Other supporting personnel who signed on early included Rock Scully, who heard of the band from Kesey and signed on as manager after meeting them at the Big Beat Acid Test; Stewart Brand, "with his side show of taped music and slides of Indian life, a multimedia presentation" at the Big Beat and then, expanded, at the Trips Festival; and Owsley Stanley, the "Acid King" whose LSD supplied the tests and who, in early 1966, became the band's financial backer, renting them a house on the fringes of Watts and buying them sound equipment. "We were living solely off of Owsley's good graces at that time.... [His] trip was he wanted to design equipment for us, and we were going to have to be in sort of a lab situation for him to do it," said Garcia.

One of the group's earliest major performances in 1967 was the Mantra-Rock Dance—a musical event held on January 29, 1967 at the Avalon Ballroom by the San Francisco Hare Krishna temple. The Grateful Dead performed at the event along with the Hare Krishna founder Bhaktivedanta Swami, poet Allen Ginsberg, bands Moby Grape and Big Brother and the Holding Company with Janis Joplin, donating proceeds to the Krishna temple. The band's first LP, The Grateful Dead, was released on Warner Brothers in 1967.

Classically trained trumpeter Phil Lesh played bass guitar. Bob Weir, the youngest original member of the group, played rhythm guitar. Ron "Pigpen" McKernan played keyboards and harmonica until shortly before his death in 1973 at the age of 27. Garcia, Weir and McKernan shared the lead vocal duties more or less equally; Lesh only sang a few leads but his tenor was a key part of the band's three-part vocal harmonies. Bill Kreutzmann played drums, and in September 1967 was joined by a second drummer, New York native Mickey Hart, who also played a wide variety of other percussion instruments.

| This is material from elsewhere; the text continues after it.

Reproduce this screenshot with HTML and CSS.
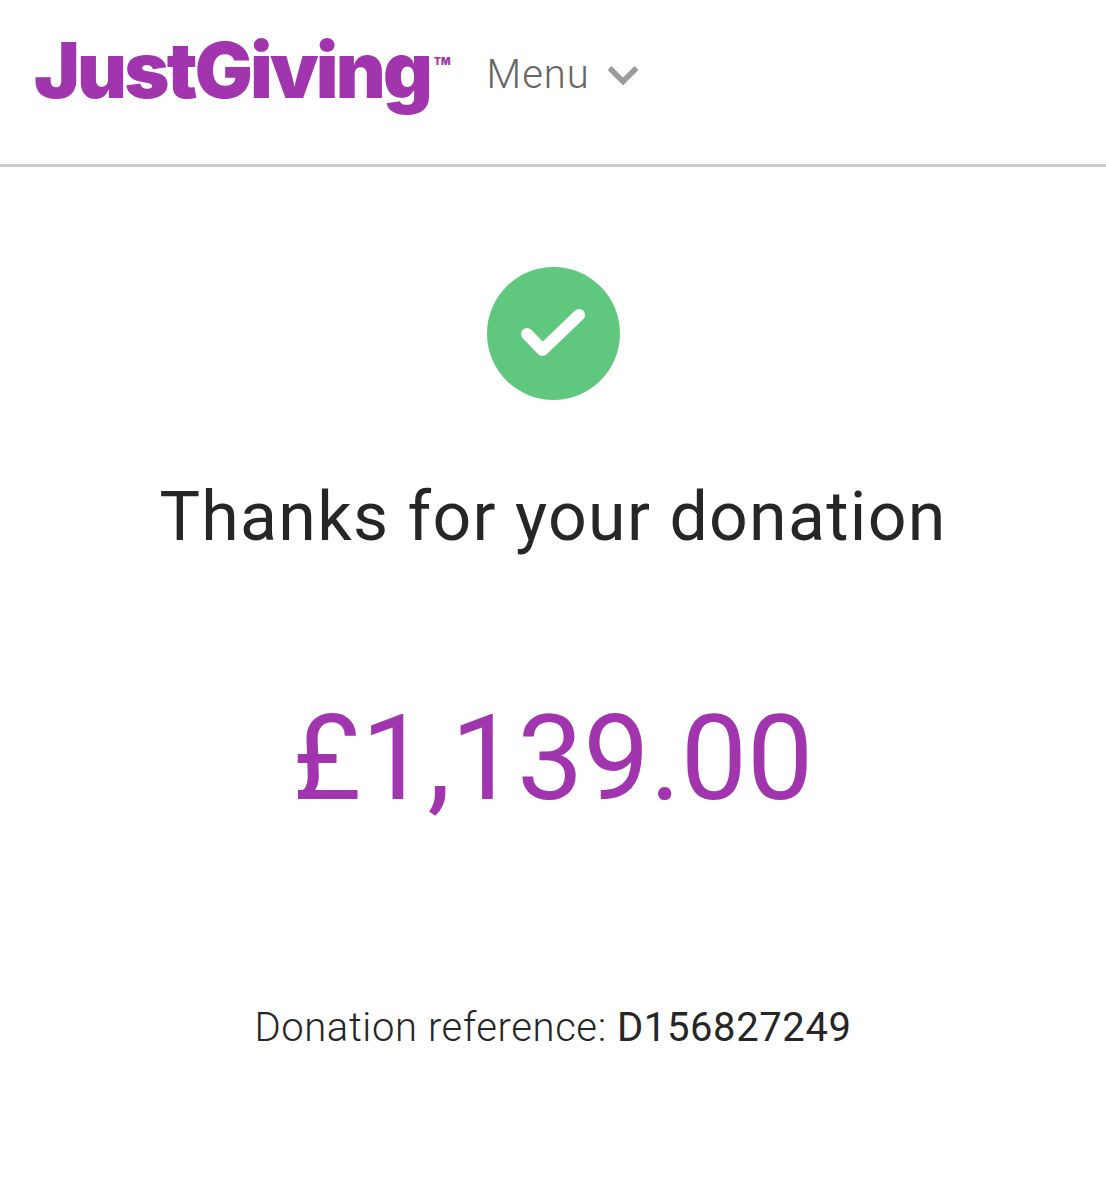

The year 1970 included tour dates in New Orleans, Louisiana, where the band performed at The Warehouse for two nights. On January 31, 1970, the local police raided their hotel on Bourbon Street in the French Quarter, and arrested and charged a total of 19 people with possession of various drugs. The second night's concert was performed as scheduled after bail was posted. Eventually the charges were dismissed, with the exception of those against sound engineer Owsley Stanley, who was already facing charges in California for manufacturing LSD. This event was later memorialized in the lyrics of the song "Truckin'", a single from American Beauty which reached number 64 on the charts.